* [WRITTEN REQUEST] Copy each line exactly. Drop every picture.

* [STORED DATA]
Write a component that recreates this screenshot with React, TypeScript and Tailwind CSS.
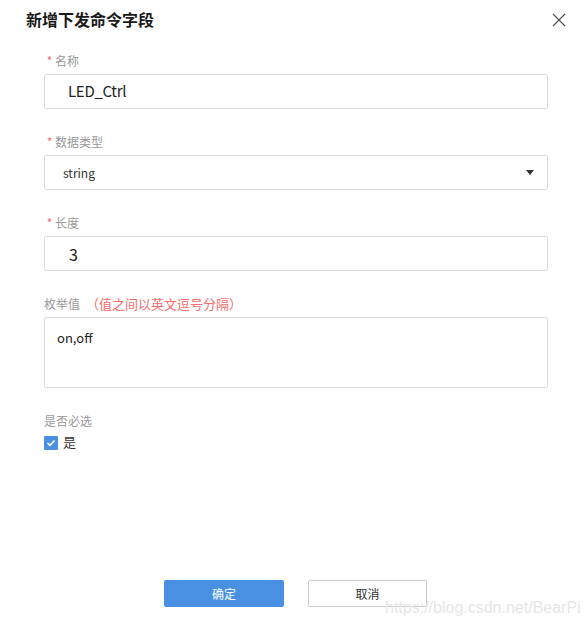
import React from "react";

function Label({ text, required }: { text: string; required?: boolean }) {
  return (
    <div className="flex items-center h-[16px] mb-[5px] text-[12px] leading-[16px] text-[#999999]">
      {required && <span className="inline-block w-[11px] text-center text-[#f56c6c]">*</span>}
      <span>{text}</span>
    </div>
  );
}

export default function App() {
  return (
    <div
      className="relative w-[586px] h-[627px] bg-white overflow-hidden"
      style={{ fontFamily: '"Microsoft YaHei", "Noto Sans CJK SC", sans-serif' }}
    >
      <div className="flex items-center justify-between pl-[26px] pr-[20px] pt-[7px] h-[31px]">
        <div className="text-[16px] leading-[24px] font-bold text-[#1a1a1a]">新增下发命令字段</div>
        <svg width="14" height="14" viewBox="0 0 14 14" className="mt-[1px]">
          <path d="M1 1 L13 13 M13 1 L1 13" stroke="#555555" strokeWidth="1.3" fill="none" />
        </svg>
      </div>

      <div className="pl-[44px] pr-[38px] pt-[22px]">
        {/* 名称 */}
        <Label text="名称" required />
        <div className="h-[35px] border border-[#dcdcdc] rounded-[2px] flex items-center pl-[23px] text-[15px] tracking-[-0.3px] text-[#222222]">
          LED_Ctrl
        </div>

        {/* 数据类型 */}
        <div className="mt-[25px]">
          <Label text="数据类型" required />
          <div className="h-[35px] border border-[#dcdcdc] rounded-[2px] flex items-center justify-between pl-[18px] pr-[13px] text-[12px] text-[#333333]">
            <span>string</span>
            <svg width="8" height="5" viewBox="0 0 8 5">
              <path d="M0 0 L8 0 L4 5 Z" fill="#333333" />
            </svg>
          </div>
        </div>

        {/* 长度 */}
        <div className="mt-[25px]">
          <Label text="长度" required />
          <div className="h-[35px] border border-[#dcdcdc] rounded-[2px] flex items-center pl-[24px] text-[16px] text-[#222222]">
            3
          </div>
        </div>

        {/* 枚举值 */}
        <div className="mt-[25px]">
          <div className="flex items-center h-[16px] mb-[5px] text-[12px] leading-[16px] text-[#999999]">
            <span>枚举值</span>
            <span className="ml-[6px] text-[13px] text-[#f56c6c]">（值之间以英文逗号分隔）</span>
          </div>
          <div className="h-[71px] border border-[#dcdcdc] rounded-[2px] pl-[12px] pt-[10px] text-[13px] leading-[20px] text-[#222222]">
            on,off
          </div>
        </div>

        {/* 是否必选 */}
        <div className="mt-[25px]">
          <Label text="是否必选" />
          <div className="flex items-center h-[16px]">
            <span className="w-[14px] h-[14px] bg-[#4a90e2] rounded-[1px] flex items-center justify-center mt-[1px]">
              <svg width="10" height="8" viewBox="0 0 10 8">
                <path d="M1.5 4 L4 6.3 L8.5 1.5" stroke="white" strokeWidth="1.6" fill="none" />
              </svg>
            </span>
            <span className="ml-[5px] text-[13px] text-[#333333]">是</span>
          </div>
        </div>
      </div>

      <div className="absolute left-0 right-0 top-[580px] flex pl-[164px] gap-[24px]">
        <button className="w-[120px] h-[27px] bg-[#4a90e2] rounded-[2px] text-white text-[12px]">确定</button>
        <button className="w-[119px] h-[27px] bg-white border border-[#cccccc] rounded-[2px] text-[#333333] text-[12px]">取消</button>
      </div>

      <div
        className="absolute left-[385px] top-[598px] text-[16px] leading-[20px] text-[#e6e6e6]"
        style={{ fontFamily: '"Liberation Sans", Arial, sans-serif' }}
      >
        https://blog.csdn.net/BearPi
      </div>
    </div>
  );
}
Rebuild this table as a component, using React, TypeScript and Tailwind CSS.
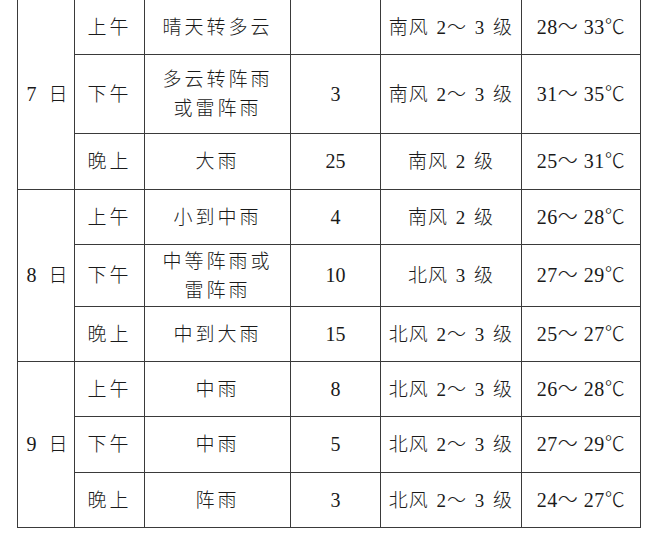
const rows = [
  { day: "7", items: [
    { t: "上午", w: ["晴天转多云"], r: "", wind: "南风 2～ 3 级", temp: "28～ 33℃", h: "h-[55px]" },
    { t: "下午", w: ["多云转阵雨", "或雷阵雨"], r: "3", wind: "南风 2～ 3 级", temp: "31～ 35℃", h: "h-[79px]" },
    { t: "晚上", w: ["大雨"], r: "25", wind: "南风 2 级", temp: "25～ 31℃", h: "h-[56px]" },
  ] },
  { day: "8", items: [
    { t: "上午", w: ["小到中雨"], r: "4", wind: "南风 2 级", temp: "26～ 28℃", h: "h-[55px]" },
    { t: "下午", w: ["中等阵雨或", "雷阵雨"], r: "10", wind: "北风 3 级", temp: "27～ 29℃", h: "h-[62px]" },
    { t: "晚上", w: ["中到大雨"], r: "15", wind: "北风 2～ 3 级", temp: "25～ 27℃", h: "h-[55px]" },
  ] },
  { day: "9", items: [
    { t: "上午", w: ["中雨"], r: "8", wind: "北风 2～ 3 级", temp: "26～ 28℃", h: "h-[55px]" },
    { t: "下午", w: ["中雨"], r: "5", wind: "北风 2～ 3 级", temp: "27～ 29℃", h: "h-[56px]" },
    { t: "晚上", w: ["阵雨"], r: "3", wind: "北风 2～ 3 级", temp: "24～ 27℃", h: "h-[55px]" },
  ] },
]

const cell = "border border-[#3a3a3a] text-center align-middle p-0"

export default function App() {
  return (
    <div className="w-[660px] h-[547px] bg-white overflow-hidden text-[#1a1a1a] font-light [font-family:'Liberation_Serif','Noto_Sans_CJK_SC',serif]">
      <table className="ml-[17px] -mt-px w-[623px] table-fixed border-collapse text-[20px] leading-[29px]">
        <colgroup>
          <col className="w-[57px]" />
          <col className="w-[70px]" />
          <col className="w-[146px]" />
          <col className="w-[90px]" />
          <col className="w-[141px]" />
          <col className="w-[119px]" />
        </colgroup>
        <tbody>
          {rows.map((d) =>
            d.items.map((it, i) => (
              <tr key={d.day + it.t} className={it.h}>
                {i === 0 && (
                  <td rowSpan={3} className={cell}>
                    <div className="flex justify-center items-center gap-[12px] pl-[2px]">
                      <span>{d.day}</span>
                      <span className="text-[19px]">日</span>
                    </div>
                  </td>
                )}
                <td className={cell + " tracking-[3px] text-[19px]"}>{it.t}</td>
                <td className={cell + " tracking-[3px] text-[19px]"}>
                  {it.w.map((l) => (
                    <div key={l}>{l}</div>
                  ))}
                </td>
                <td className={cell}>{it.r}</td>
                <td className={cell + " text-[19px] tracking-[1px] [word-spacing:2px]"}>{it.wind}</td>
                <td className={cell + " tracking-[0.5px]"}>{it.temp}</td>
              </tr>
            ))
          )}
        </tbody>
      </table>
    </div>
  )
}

* [FINAL ANSWER]
Write a component that recreates this screenshot with React, TypeScript and Tailwind CSS.
import React from "react";

function Label({ text, required }: { text: string; required?: boolean }) {
  return (
    <div className="flex items-center h-[16px] mb-[5px] text-[12px] leading-[16px] text-[#999999]">
      {required && <span className="inline-block w-[11px] text-center text-[#f56c6c]">*</span>}
      <span>{text}</span>
    </div>
  );
}

export default function App() {
  return (
    <div
      className="relative w-[586px] h-[627px] bg-white overflow-hidden"
      style={{ fontFamily: '"Microsoft YaHei", "Noto Sans CJK SC", sans-serif' }}
    >
      <div className="flex items-center justify-between pl-[26px] pr-[20px] pt-[7px] h-[31px]">
        <div className="text-[16px] leading-[24px] font-bold text-[#1a1a1a]">新增下发命令字段</div>
        <svg width="14" height="14" viewBox="0 0 14 14" className="mt-[1px]">
          <path d="M1 1 L13 13 M13 1 L1 13" stroke="#555555" strokeWidth="1.3" fill="none" />
        </svg>
      </div>

      <div className="pl-[44px] pr-[38px] pt-[22px]">
        {/* 名称 */}
        <Label text="名称" required />
        <div className="h-[35px] border border-[#dcdcdc] rounded-[2px] flex items-center pl-[23px] text-[15px] tracking-[-0.3px] text-[#222222]">
          LED_Ctrl
        </div>

        {/* 数据类型 */}
        <div className="mt-[25px]">
          <Label text="数据类型" required />
          <div className="h-[35px] border border-[#dcdcdc] rounded-[2px] flex items-center justify-between pl-[18px] pr-[13px] text-[12px] text-[#333333]">
            <span>string</span>
            <svg width="8" height="5" viewBox="0 0 8 5">
              <path d="M0 0 L8 0 L4 5 Z" fill="#333333" />
            </svg>
          </div>
        </div>

        {/* 长度 */}
        <div className="mt-[25px]">
          <Label text="长度" required />
          <div className="h-[35px] border border-[#dcdcdc] rounded-[2px] flex items-center pl-[24px] text-[16px] text-[#222222]">
            3
          </div>
        </div>

        {/* 枚举值 */}
        <div className="mt-[25px]">
          <div className="flex items-center h-[16px] mb-[5px] text-[12px] leading-[16px] text-[#999999]">
            <span>枚举值</span>
            <span className="ml-[6px] text-[13px] text-[#f56c6c]">（值之间以英文逗号分隔）</span>
          </div>
          <div className="h-[71px] border border-[#dcdcdc] rounded-[2px] pl-[12px] pt-[10px] text-[13px] leading-[20px] text-[#222222]">
            on,off
          </div>
        </div>

        {/* 是否必选 */}
        <div className="mt-[25px]">
          <Label text="是否必选" />
          <div className="flex items-center h-[16px]">
            <span className="w-[14px] h-[14px] bg-[#4a90e2] rounded-[1px] flex items-center justify-center mt-[1px]">
              <svg width="10" height="8" viewBox="0 0 10 8">
                <path d="M1.5 4 L4 6.3 L8.5 1.5" stroke="white" strokeWidth="1.6" fill="none" />
              </svg>
            </span>
            <span className="ml-[5px] text-[13px] text-[#333333]">是</span>
          </div>
        </div>
      </div>

      <div className="absolute left-0 right-0 top-[580px] flex pl-[164px] gap-[24px]">
        <button className="w-[120px] h-[27px] bg-[#4a90e2] rounded-[2px] text-white text-[12px]">确定</button>
        <button className="w-[119px] h-[27px] bg-white border border-[#cccccc] rounded-[2px] text-[#333333] text-[12px]">取消</button>
      </div>

      <div
        className="absolute left-[385px] top-[598px] text-[16px] leading-[20px] text-[#e6e6e6]"
        style={{ fontFamily: '"Liberation Sans", Arial, sans-serif' }}
      >
        https://blog.csdn.net/BearPi
      </div>
    </div>
  );
}
Rebuild this table as a component, using React, TypeScript and Tailwind CSS.
const rows = [
  { day: "7", items: [
    { t: "上午", w: ["晴天转多云"], r: "", wind: "南风 2～ 3 级", temp: "28～ 33℃", h: "h-[55px]" },
    { t: "下午", w: ["多云转阵雨", "或雷阵雨"], r: "3", wind: "南风 2～ 3 级", temp: "31～ 35℃", h: "h-[79px]" },
    { t: "晚上", w: ["大雨"], r: "25", wind: "南风 2 级", temp: "25～ 31℃", h: "h-[56px]" },
  ] },
  { day: "8", items: [
    { t: "上午", w: ["小到中雨"], r: "4", wind: "南风 2 级", temp: "26～ 28℃", h: "h-[55px]" },
    { t: "下午", w: ["中等阵雨或", "雷阵雨"], r: "10", wind: "北风 3 级", temp: "27～ 29℃", h: "h-[62px]" },
    { t: "晚上", w: ["中到大雨"], r: "15", wind: "北风 2～ 3 级", temp: "25～ 27℃", h: "h-[55px]" },
  ] },
  { day: "9", items: [
    { t: "上午", w: ["中雨"], r: "8", wind: "北风 2～ 3 级", temp: "26～ 28℃", h: "h-[55px]" },
    { t: "下午", w: ["中雨"], r: "5", wind: "北风 2～ 3 级", temp: "27～ 29℃", h: "h-[56px]" },
    { t: "晚上", w: ["阵雨"], r: "3", wind: "北风 2～ 3 级", temp: "24～ 27℃", h: "h-[55px]" },
  ] },
]

const cell = "border border-[#3a3a3a] text-center align-middle p-0"

export default function App() {
  return (
    <div className="w-[660px] h-[547px] bg-white overflow-hidden text-[#1a1a1a] font-light [font-family:'Liberation_Serif','Noto_Sans_CJK_SC',serif]">
      <table className="ml-[17px] -mt-px w-[623px] table-fixed border-collapse text-[20px] leading-[29px]">
        <colgroup>
          <col className="w-[57px]" />
          <col className="w-[70px]" />
          <col className="w-[146px]" />
          <col className="w-[90px]" />
          <col className="w-[141px]" />
          <col className="w-[119px]" />
        </colgroup>
        <tbody>
          {rows.map((d) =>
            d.items.map((it, i) => (
              <tr key={d.day + it.t} className={it.h}>
                {i === 0 && (
                  <td rowSpan={3} className={cell}>
                    <div className="flex justify-center items-center gap-[12px] pl-[2px]">
                      <span>{d.day}</span>
                      <span className="text-[19px]">日</span>
                    </div>
                  </td>
                )}
                <td className={cell + " tracking-[3px] text-[19px]"}>{it.t}</td>
                <td className={cell + " tracking-[3px] text-[19px]"}>
                  {it.w.map((l) => (
                    <div key={l}>{l}</div>
                  ))}
                </td>
                <td className={cell}>{it.r}</td>
                <td className={cell + " text-[19px] tracking-[1px] [word-spacing:2px]"}>{it.wind}</td>
                <td className={cell + " tracking-[0.5px]"}>{it.temp}</td>
              </tr>
            ))
          )}
        </tbody>
      </table>
    </div>
  )
}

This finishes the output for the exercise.